All pupils are focused on Dr. Matthew Deich this year as the best guy for Savannah eyes.
The board-certified ophthalmologist has been practicing at the Georgia Eye Institute at Memorial Health since 1999, specializing in cataract and other surgical diseases. Examining eyeballs from iris to retina, Dr. Deich sees patients in midtown as well as satellite offices in Statesboro, Bluffton and Richmond Hill.
The native Savannahian went north to Duke University for his undergraduate degree, returning to his home state for medical school at the Medical College of Georgia and finishing up his residency at Tulane. But he knew before he even graduated high school that he wanted to become an eye doctor, inspired by his father’s successful cataract surgery in 1980.
“He hadn’t had good vision for a while, and when I went with the family to pick him from the hospital, he was so excited because it was so great afterward,” he recalls. “He was so grateful.”
That sparked his interest in the field, and when he was assigned a project to shadow a local professional, he chose his father’s surgeon, Dr. Sandy Rosenthal.
“He let me trail behind him for two weeks, I got to watch surgery and be at the hospital, which was such an invaluable experience.”
That early education came full circle when the young doctor joined the same office as Dr. Rosenthal, who recently retired after 40 years of practice and mentorship. His protégé has continued with the same level of dedication to his patients, restoring clarity where there had been cloudiness and replacing blurriness with sharpness.

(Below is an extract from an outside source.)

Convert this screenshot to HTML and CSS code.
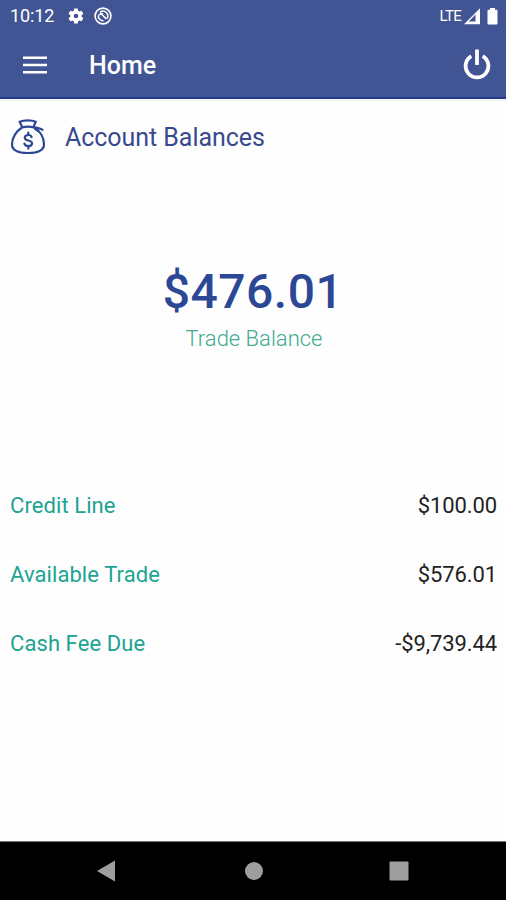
FILE: index.html
```html
<!DOCTYPE html>
<html lang="en">
<head>
<meta charset="utf-8">
<title>Home</title>
<link rel="stylesheet" href="styles.css">
</head>
<body>
<div class="screen">
  <div class="status">
    <span class="clock">10:12</span>
    <svg class="gear" width="18" height="18" viewBox="0 0 24 24"><path fill="#fff" fill-rule="evenodd" d="M19.4 13c0-.3.1-.6.1-1s0-.7-.1-1l2.1-1.600c.2-.2.3-.4.1-.7l-2-3.400c-.1-.2-.4-.3-.6-.2l-2.500 1c-.5-.4-1.100-.7-1.700-1l-.4-2.600c0-.3-.2-.5-.5-.5h-4c-.3 0-.5.2-.5.5L9 5.100c-.6.3-1.200.6-1.700 1l-2.500-1c-.2-.1-.5 0-.6.2l-2 3.400c-.1.3-.1.5.1.7L4.500 11c0 .3-.1.700-.1 1s0 .7.1 1l-2.200 1.600c-.2.2-.2.4-.1.7l2 3.400c.1.2.4.3.6.2l2.500-1c.5.4 1.100.7 1.700 1l.4 2.600c0 .3.2.5.5.5h4c.3 0 .5-.2.5-.5l.4-2.600c.6-.3 1.200-.6 1.700-1l2.500 1c.2.1.5 0 .6-.2l2-3.400c.1-.2.1-.5-.1-.7zM12 15a3 3 0 1 1 0-6 3 3 0 0 1 0 6z"/></svg>
    <svg class="round" width="18" height="18" viewBox="0 0 18 18" fill="none" stroke="#fff"><circle cx="9" cy="9" r="7.900" stroke-width="1.600"/><path d="M6.200 5.100A4.800 4.800 0 0 1 13 11.600M4.300 8.500A4.800 4.800 0 0 0 9.500 13.700M4.600 8c2-1.200 3.700-.6 4.600.8l3 3.200M6 6.200l3 .8" stroke-width="1.500"/></svg>
    <span class="lte">LTE</span>
    <svg class="signal" width="17" height="17" viewBox="0 0 17 17"><path fill="#fff" fill-rule="evenodd" d="M0 16.300 16 .3v16zM11.500 6.500 4.800 13.500h6.700z"/></svg>
    <svg class="battery" width="11" height="17" viewBox="0 0 11 17"><path fill="#fff" d="M3 0h5v1.800h1.300c.7 0 1.200.5 1.200 1.200v12.200c0 .7-.5 1.300-1.200 1.300H1.700c-.7 0-1.200-.6-1.200-1.300V3c0-.7.5-1.200 1.200-1.200H3z"/></svg>
  </div>
  <header class="bar">
    <svg class="menu" width="24" height="18" viewBox="0 0 24 18"><path fill="#fff" d="M0 .5h24V3H0zM0 7.700h24v2.600H0zM0 15h24v2.500H0z"/></svg>
    <h1 class="title">Home</h1>
    <svg class="power" width="28" height="32" viewBox="0 0 28 32" fill="none" stroke="#fff" stroke-width="3.800"><path d="M14 .5v15.500M8.300 7.200A11.400 11.400 0 1 0 19.700 7.200"/></svg>
  </header>
  <main class="content">
    <section class="heading">
      <svg class="bag" width="36" height="36" viewBox="0 0 36 36" fill="none" stroke="#2c4795" stroke-width="2.200" stroke-linecap="round" stroke-linejoin="round"><path d="M12.300 8.200 9.600 2.800C14 .8 21.500.8 25.800 2.800L23.300 8.200M12 8.500C16 7.200 20 7.200 24 8.500M12 8.500C6.500 12 2 18.500 2 25.300 2 32 8 34 18 34S34 32 34 25.300C34 18.500 30 12 24 8.500M24 8.500c3.500-.5 5.500 1.200 8.500 2.300M25 9.800l4.600 3.400"/><path d="M21.600 18.100c-.4-1.400-1.600-2.100-3.300-2.100-2 0-3.500 1-3.500 2.700 0 3.900 7.200 1.800 7.200 5.600 0 1.700-1.500 2.800-3.700 2.800-2.100 0-3.500-.9-3.900-2.500M18.300 13.500V16M18.300 27.100v2.500"/></svg>
      <h2 class="heading-text">Account Balances</h2>
    </section>
    <section class="hero">
      <div class="amount">$476.01</div>
      <div class="caption">Trade Balance</div>
    </section>
    <section class="rows">
      <div class="row"><span class="label">Credit Line</span><span class="value">$100.00</span></div>
      <div class="row"><span class="label">Available Trade</span><span class="value">$576.01</span></div>
      <div class="row"><span class="label">Cash Fee Due</span><span class="value">-$9,739.44</span></div>
    </section>
  </main>
  <nav class="nav">
    <svg width="18" height="22" viewBox="0 0 18 22"><path fill="#9e9e9e" d="M0 11 18 .5v21z"/></svg>
    <svg class="home" width="18" height="20" viewBox="0 0 18 20"><circle cx="9" cy="10" r="9" fill="#9e9e9e"/></svg>
    <svg width="20" height="20" viewBox="0 0 20 20"><rect x=".5" y=".5" width="19" height="19" rx="1" fill="#9e9e9e"/></svg>
  </nav>
</div>
</body>
</html>
```
FILE: styles.css
```css
* { box-sizing: border-box; }
body { margin: 0; background: #fefefe; font-family: Roboto, "Liberation Sans", sans-serif; }
svg { display: block; flex: none; }
h1, h2 { margin: 0; }
.screen { width: 506px; height: 900px; display: flex; flex-direction: column; overflow: hidden; }
.status { height: 32px; flex: none; background: #415594; color: #fff; display: flex; align-items: center; padding: 0 8px 0 10px; }
.clock { width: 57px; font-size: 18px; line-height: 32px; letter-spacing: -.1px; }
.round { margin-left: 9px; }
.lte { margin-left: auto; font-size: 15px; letter-spacing: -.7px; }
.signal { margin-left: 3px; }
.battery { margin-left: 6px; }
.bar { height: 67px; flex: none; background: #415594; border-bottom: 2px solid #223d86; color: #fff; display: flex; align-items: center; padding: 0 15px 0 23px; }
.title { margin-left: 42px; padding-top: 2px; font-size: 25px; font-weight: 500; line-height: 32px; }
.power { margin-left: auto; }
.content { flex: 1; display: flex; flex-direction: column; border-top: 2px solid #f0f4fa; }
.heading { height: 72px; display: flex; align-items: center; padding-left: 10px; }
.heading-text { margin-left: 19px; padding-top: 2px; font-size: 25px; font-weight: 400; line-height: 32px; letter-spacing: -.05px; color: #39498f; }
.hero { margin-top: 87px; text-align: center; }
.amount { font-size: 48px; font-weight: 500; line-height: 64px; letter-spacing: .5px; color: #2c4795; }
.caption { padding-left: 2px; font-size: 22px; line-height: 30px; font-weight: 300; color: #42a990; }
.rows { margin-top: 117px; padding: 0 9px 0 10px; }
.row { height: 69px; display: flex; align-items: center; justify-content: space-between; font-size: 22px; }
.label { color: #20a392; letter-spacing: .08px; }
.value { color: #222; letter-spacing: -.1px; }
.nav { height: 59px; flex: none; background: #000; border-top: 1px solid #777; display: flex; align-items: center; justify-content: space-between; padding: 0 97px; }
.home { margin-left: 3px; }
```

“Older people take for granted that their vision is going to get bad as they age,” says Dr. Deich. “They don’t realize it can be fixed.”
He’s amazed at the leaps in technology developed in the course of his career that not only correct near- and far-sightedness but conditions like glaucoma and diabetic retinopathy.
“The use of lasers has improved things with gentle precision and accuracy, and the imaging we have available to see all the way to the back of the eye now is incredible,” he marvels. “We can view the retina down to the tiniest details and see things we’ve never seen before.”
Lens implants are another advance in treatment since his father’s surgery that seem like science fiction.
“Now we can take out a cloudy lens and put in an acrylic lens, or put in multifocal lenses for a lot of different functions and uses. You can have the whole front of the eye can replaced and still have vision.”
Does that mean Google glass-type internet embedded in our corneas is on the way?
“They’re already working on it,” he assures.
In the meantime, the physician encourages folks to keep their eyes healthy by eating a diet rich in anti-oxidants and donning sunnies starting at an early age to help protect from cataracts and macular degeneration. Supplements such as lutein, zinc and copper can also keep your oculars primed, and regular eye exams are essential starting in one’s 40s to catch glaucoma early.
“The eyes are definitely the window to the soul,” he confirms.
“It’s our job to keep that window clear.”
When he’s not staring into interesting irises, Dr. Deich spends time with his wife, Cheri, their three teens and the family’s trio of gargantuan Great Danes.